When the statutes at issue in this instance are considered in light of the rules set out in the Driscoll case, we believe that Section 32-516 is controlling, and that the defeated natural resources district candidate may not petition onto the ballot. Under such an analysis, Section 32-516 becomes a complete bar on defeated candidates petitioning onto the ballot, while Section 32-537 is read as a procedural statute which describes, in general. terms, the process for filling vacancies on the ballot after the primary. Such a construction avoids creation of a conflict between the statutes, and gives effect to both. Such a construction also is in keeping with the purpose of Section 32-516, which the Nebraska Supreme Court described as follows (with respect to an earlier version of that section):
The Legislature considered it an evil for one who had unsuccessfully submitted his candidacy at the primary to be allowed to be nominated later as a candidate for the same or for another office, and again to be permitted to have his name printed upon official ballots at the expense of the public.

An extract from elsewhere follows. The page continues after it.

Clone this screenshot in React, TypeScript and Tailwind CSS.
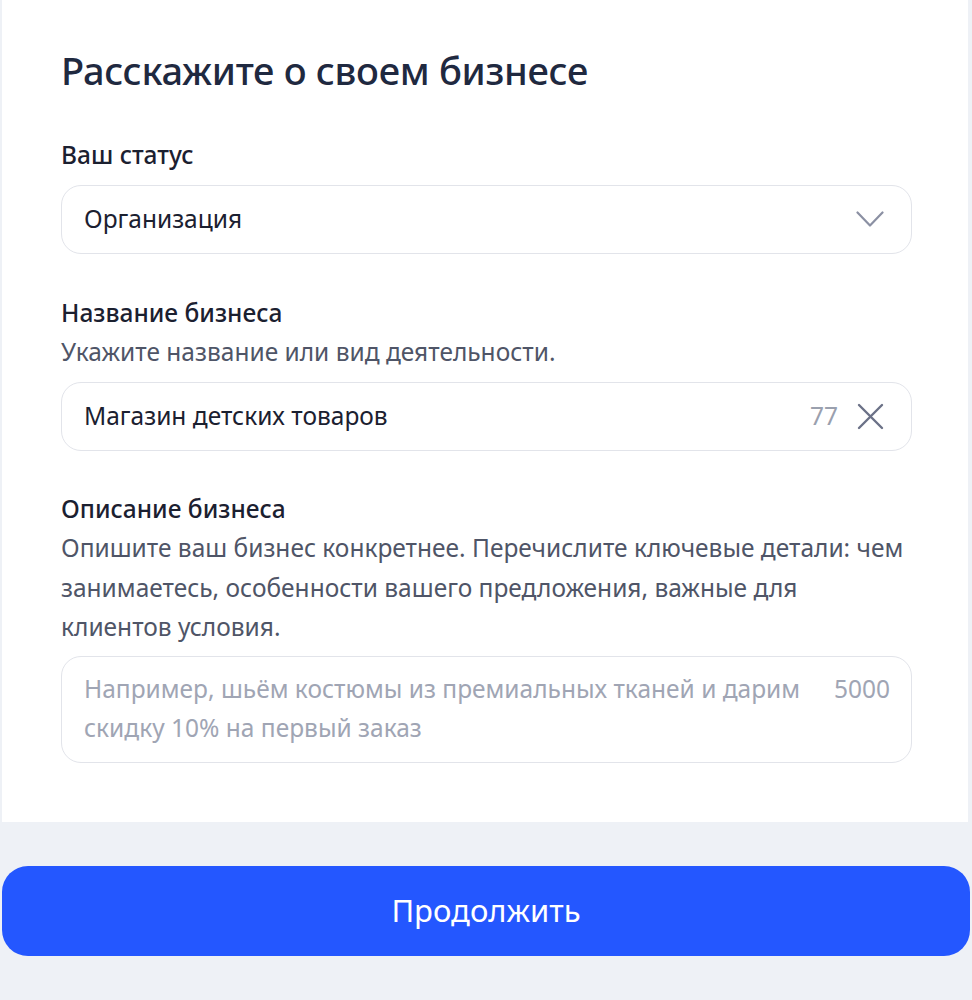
const font = { fontFamily: '"Noto Sans", "Open Sans", sans-serif' };

export default function App() {
  return (
    <main className="min-h-[1000px] w-full bg-[#eef1f6]" style={font}>
      <section className="mr-[4px] ml-[2px] bg-white pt-[44px] pr-[56px] pb-[59px] pl-[59px]">
        <h1 className="text-[38px] leading-[52px] font-medium tracking-[-0.3px] text-[#1f2940]">
          Расскажите о своем бизнесе
        </h1>

        <p className="mt-[43px] text-[24.5px] leading-[32px] font-medium text-[#1b2030]">Ваш статус</p>
        <div className="mt-[14px] flex h-[69px] items-center justify-between rounded-[20px] border border-[#e2e4ea] pr-[27px] pl-[22px]">
          <span className="text-[24.5px] text-[#1b2030]">Организация</span>
          <svg width="28" height="17" viewBox="0 0 28 17" fill="none">
            <path d="M1.5 1.5 L14 14.5 L26.5 1.5" stroke="#8b90a3" strokeWidth="2.2" strokeLinecap="round" strokeLinejoin="round" />
          </svg>
        </div>

        <p className="mt-[43px] text-[24.5px] leading-[32px] font-medium text-[#1b2030]">Название бизнеса</p>
        <p className="mt-[7px] text-[24.5px] leading-[32px] text-[#4f5567]">
          Укажите название или вид деятельности.
        </p>
        <div className="mt-[14px] flex h-[69px] items-center justify-between rounded-[20px] border border-[#e2e4ea] pr-[27px] pl-[22px]">
          <span className="text-[24.5px] text-[#1b2030]">Магазин детских товаров</span>
          <div className="flex items-center gap-[19px]">
            <span className="text-[24.5px] text-[#9aa0ae]">77</span>
            <svg width="27" height="27" viewBox="0 0 27 27" fill="none">
              <path d="M2 2 L25 25 M25 2 L2 25" stroke="#6b7187" strokeWidth="2.4" strokeLinecap="round" />
            </svg>
          </div>
        </div>

        <p className="mt-[42px] text-[24.5px] leading-[32px] font-medium text-[#1b2030]">Описание бизнеса</p>
        <p className="mt-[3px] text-[24.5px] leading-[39.5px] text-[#4f5567]">
          Опишите ваш бизнес конкретнее. Перечислите ключевые детали: чем занимаетесь, особенности
          вашего предложения, важные для клиентов условия.
        </p>
        <div className="mt-[9px] flex h-[107px] justify-between gap-6 rounded-[20px] border border-[#e2e4ea] pt-[12px] pr-[21px] pl-[22px]">
          <p className="max-w-[730px] text-[24.5px] leading-[39px] text-[#a0a5b4]">
            Например, шьём костюмы из премиальных тканей и дарим скидку 10% на первый заказ
          </p>
          <span className="text-[24.5px] leading-[39px] text-[#a0a5b4]">5000</span>
        </div>
      </section>

      <div className="px-[2px] pt-[44px]">
        <button className="flex h-[90px] w-full items-center justify-center rounded-[26px] bg-[#2457ff] text-[31px] text-white">
          Продолжить
        </button>
      </div>
    </main>
  );
}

State ex tel. O'Sullivan v. Swanson, 127 Neb. 806, 809, 257 N.W. 255, 256 (1934).
Therefore, it seems to us that the candidate who was defeated in the primary election for the position on the natural resources district board may not petition to fill the vacancy caused by the death of the successful candidate. However, that individual may
still conduct a write-in campaign for that office, and be elected as a write-in candidate.